-- START Records shown --

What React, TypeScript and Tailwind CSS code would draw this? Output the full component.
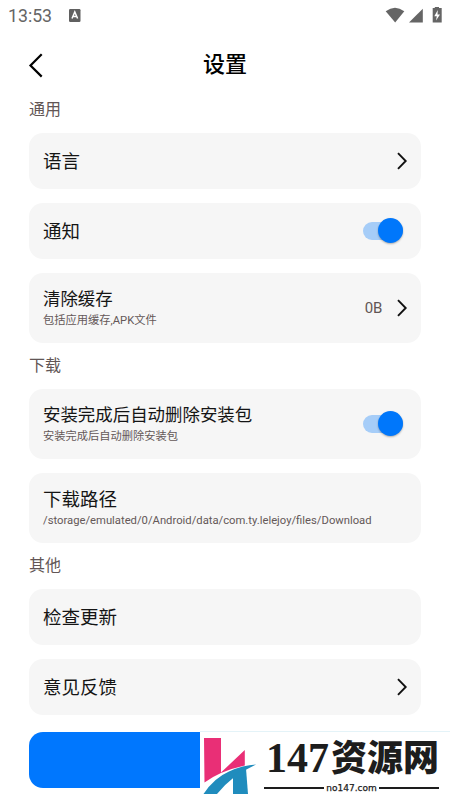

-- END Records shown --
-- START Records shown --

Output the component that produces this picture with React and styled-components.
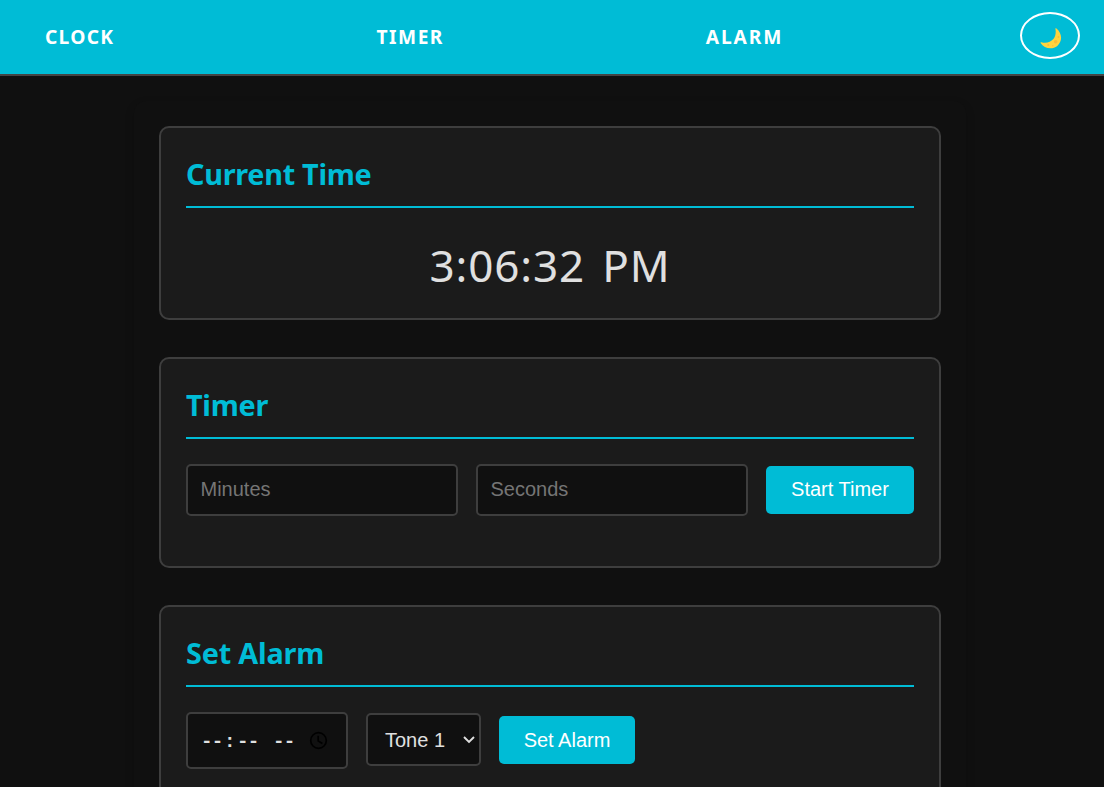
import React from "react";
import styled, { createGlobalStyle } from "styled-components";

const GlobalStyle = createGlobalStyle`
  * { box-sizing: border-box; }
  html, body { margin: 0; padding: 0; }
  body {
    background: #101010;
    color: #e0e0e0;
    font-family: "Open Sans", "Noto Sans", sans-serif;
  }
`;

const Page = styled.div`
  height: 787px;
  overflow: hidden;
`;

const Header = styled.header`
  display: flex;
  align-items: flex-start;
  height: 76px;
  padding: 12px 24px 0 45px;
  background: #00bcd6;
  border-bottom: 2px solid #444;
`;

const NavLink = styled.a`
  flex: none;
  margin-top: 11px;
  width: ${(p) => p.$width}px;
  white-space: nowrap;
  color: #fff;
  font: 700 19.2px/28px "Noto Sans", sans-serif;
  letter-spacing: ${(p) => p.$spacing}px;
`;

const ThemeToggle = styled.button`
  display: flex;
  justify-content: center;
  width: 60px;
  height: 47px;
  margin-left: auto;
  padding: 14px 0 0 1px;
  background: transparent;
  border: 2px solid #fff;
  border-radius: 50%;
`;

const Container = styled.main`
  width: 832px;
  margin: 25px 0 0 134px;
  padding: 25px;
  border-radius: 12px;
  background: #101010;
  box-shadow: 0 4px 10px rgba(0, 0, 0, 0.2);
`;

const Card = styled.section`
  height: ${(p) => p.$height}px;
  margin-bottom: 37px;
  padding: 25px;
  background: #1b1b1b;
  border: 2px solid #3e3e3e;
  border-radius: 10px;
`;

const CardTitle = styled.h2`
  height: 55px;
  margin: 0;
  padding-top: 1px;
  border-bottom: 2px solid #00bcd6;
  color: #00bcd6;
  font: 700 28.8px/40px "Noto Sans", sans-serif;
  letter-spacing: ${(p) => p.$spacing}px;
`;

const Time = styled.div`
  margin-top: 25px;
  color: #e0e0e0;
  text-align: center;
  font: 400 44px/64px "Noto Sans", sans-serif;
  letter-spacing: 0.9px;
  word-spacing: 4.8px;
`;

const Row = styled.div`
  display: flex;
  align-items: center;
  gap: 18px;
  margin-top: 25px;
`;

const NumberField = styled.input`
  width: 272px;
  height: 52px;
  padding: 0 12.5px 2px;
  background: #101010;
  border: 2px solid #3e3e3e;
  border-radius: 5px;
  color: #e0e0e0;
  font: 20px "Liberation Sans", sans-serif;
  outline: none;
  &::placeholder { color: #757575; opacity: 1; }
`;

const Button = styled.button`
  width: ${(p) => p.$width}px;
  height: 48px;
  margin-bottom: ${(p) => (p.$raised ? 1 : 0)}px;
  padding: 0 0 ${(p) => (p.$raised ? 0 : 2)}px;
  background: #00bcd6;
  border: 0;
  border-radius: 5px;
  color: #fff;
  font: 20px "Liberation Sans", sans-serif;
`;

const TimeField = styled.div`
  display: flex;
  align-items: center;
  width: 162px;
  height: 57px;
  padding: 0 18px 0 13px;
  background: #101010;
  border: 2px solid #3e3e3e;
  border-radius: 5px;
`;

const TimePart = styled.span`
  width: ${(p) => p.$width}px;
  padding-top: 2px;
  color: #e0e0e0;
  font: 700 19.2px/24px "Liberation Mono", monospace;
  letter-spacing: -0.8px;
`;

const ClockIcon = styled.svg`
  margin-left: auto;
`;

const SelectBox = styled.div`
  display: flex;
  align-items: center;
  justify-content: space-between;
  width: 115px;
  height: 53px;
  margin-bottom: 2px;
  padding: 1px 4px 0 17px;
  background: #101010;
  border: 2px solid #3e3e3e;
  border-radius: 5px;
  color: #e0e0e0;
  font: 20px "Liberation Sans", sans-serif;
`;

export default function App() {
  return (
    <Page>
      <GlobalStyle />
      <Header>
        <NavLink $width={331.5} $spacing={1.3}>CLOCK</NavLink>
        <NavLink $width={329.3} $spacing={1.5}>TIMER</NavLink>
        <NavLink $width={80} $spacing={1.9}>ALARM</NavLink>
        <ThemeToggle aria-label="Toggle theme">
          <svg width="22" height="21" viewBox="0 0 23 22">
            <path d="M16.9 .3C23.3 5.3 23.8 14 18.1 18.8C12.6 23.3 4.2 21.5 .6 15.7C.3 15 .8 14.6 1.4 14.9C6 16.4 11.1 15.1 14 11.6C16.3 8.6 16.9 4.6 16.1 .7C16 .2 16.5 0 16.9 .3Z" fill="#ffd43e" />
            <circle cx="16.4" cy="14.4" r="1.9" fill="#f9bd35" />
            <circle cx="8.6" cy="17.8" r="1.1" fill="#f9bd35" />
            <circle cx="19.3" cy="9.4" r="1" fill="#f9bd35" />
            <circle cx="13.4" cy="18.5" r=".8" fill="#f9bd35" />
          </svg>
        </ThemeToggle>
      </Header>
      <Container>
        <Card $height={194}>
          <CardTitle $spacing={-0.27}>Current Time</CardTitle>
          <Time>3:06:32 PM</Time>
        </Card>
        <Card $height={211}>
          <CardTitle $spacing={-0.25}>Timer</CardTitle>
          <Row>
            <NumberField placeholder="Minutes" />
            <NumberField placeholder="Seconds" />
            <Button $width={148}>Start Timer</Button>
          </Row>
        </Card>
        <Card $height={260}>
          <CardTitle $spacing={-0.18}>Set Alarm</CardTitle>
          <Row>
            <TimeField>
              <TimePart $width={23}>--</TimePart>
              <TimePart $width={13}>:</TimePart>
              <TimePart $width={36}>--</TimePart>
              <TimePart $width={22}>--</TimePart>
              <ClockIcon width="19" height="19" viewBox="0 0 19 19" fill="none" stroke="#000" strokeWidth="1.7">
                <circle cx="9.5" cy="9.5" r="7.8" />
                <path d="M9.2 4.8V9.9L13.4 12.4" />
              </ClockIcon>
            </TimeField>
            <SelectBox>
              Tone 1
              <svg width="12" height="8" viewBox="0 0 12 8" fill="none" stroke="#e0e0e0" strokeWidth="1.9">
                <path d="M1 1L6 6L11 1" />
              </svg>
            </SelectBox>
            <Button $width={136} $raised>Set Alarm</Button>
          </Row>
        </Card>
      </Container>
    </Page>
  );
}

-- END Records shown --

▶ What the task requires:
Search the lines above for the string "React", then show every one that has it.

▶ Result of this exercise:
What React, TypeScript and Tailwind CSS code would draw this? Output the full component.
Output the component that produces this picture with React and styled-components.
import React from "react";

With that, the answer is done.